What this task involves =
Copy the data that follows exactly. Include no pictures.

Given data =

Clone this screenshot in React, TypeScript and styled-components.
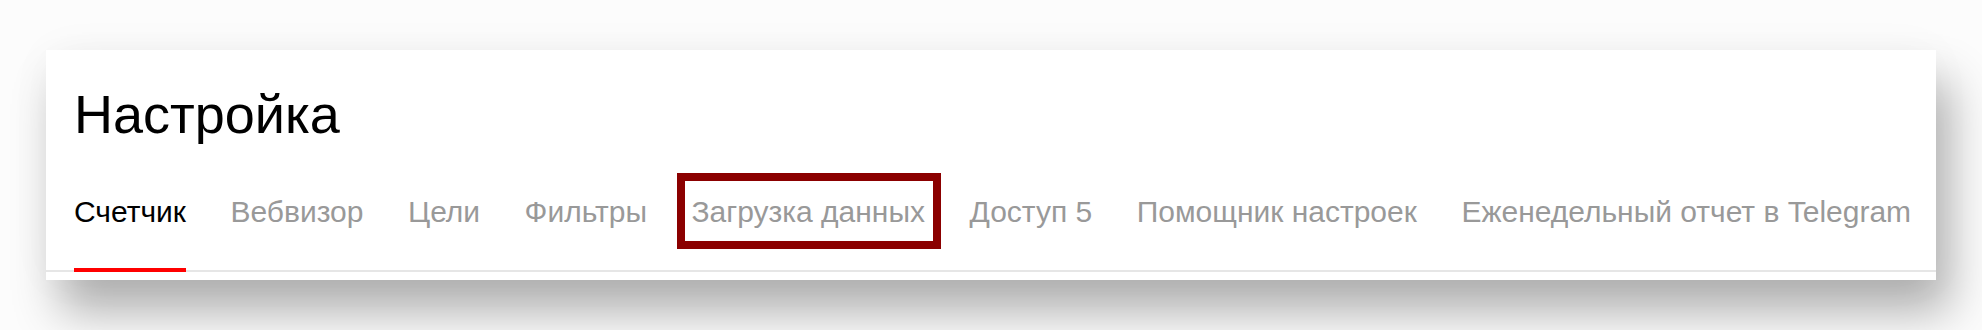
import styled, { createGlobalStyle } from 'styled-components';

const GlobalStyle = createGlobalStyle`
  html, body {
    margin: 0;
    padding: 0;
    background: #ffffff;
  }

  body {
    font-family: "Liberation Sans", Arial, sans-serif;
  }
`;

const Page = styled.div`
  width: 1982px;
  height: 330px;
  box-sizing: border-box;
  padding: 50px 46px;
  background: #fcfcfc;
`;

const Card = styled.section`
  background: #ffffff;
  height: 230px;
  box-sizing: border-box;
  padding: 33px 0 8px 0;
  display: flex;
  flex-direction: column;
  box-shadow: 14px 32px 44px rgba(0, 0, 0, 0.3), 0 0 44px rgba(0, 0, 0, 0.03);
`;

const Title = styled.h1`
  margin: 0 0 0 28px;
  font-size: 54px;
  line-height: 62px;
  font-weight: 400;
  color: #000;
`;

const TabBar = styled.nav`
  margin-top: 50px;
  padding-left: 28px;
  display: flex;
  gap: 44.5px;
  border-bottom: 2px solid #e6e6e6;
`;

interface TabProps {
  $active?: boolean;
  $marked?: boolean;
}

const Tab = styled.a<TabProps>`
  position: relative;
  font-size: 30px;
  line-height: 34px;
  padding-bottom: 39px;
  margin-bottom: -2px;
  white-space: nowrap;
  color: ${p => (p.$active ? '#000' : '#999')};
  border-bottom: 4px solid ${p => (p.$active ? '#ff0000' : 'transparent')};
  cursor: pointer;

  ${p =>
    p.$marked &&
    `
    &::before {
      content: '';
      position: absolute;
      top: -22px;
      left: -14px;
      right: -16px;
      height: 76px;
      box-sizing: border-box;
      border: 8px solid #8b0000;
    }
  `}
`;

const tabs = [
  { label: 'Счетчик', active: true },
  { label: 'Вебвизор' },
  { label: 'Цели' },
  { label: 'Фильтры' },
  { label: 'Загрузка данных', marked: true },
  { label: 'Доступ 5' },
  { label: 'Помощник настроек' },
  { label: 'Еженедельный отчет в Telegram' },
];

export default function App() {
  return (
    <>
      <GlobalStyle />
      <Page>
        <Card>
          <Title>Настройка</Title>
          <TabBar>
            {tabs.map(t => (
              <Tab key={t.label} $active={t.active} $marked={t.marked}>
                {t.label}
              </Tab>
            ))}
          </TabBar>
        </Card>
      </Page>
    </>
  );
}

Result =
Clone this screenshot in React, TypeScript and styled-components.
import styled, { createGlobalStyle } from 'styled-components';

const GlobalStyle = createGlobalStyle`
  html, body {
    margin: 0;
    padding: 0;
    background: #ffffff;
  }

  body {
    font-family: "Liberation Sans", Arial, sans-serif;
  }
`;

const Page = styled.div`
  width: 1982px;
  height: 330px;
  box-sizing: border-box;
  padding: 50px 46px;
  background: #fcfcfc;
`;

const Card = styled.section`
  background: #ffffff;
  height: 230px;
  box-sizing: border-box;
  padding: 33px 0 8px 0;
  display: flex;
  flex-direction: column;
  box-shadow: 14px 32px 44px rgba(0, 0, 0, 0.3), 0 0 44px rgba(0, 0, 0, 0.03);
`;

const Title = styled.h1`
  margin: 0 0 0 28px;
  font-size: 54px;
  line-height: 62px;
  font-weight: 400;
  color: #000;
`;

const TabBar = styled.nav`
  margin-top: 50px;
  padding-left: 28px;
  display: flex;
  gap: 44.5px;
  border-bottom: 2px solid #e6e6e6;
`;

interface TabProps {
  $active?: boolean;
  $marked?: boolean;
}

const Tab = styled.a<TabProps>`
  position: relative;
  font-size: 30px;
  line-height: 34px;
  padding-bottom: 39px;
  margin-bottom: -2px;
  white-space: nowrap;
  color: ${p => (p.$active ? '#000' : '#999')};
  border-bottom: 4px solid ${p => (p.$active ? '#ff0000' : 'transparent')};
  cursor: pointer;

  ${p =>
    p.$marked &&
    `
    &::before {
      content: '';
      position: absolute;
      top: -22px;
      left: -14px;
      right: -16px;
      height: 76px;
      box-sizing: border-box;
      border: 8px solid #8b0000;
    }
  `}
`;

const tabs = [
  { label: 'Счетчик', active: true },
  { label: 'Вебвизор' },
  { label: 'Цели' },
  { label: 'Фильтры' },
  { label: 'Загрузка данных', marked: true },
  { label: 'Доступ 5' },
  { label: 'Помощник настроек' },
  { label: 'Еженедельный отчет в Telegram' },
];

export default function App() {
  return (
    <>
      <GlobalStyle />
      <Page>
        <Card>
          <Title>Настройка</Title>
          <TabBar>
            {tabs.map(t => (
              <Tab key={t.label} $active={t.active} $marked={t.marked}>
                {t.label}
              </Tab>
            ))}
          </TabBar>
        </Card>
      </Page>
    </>
  );
}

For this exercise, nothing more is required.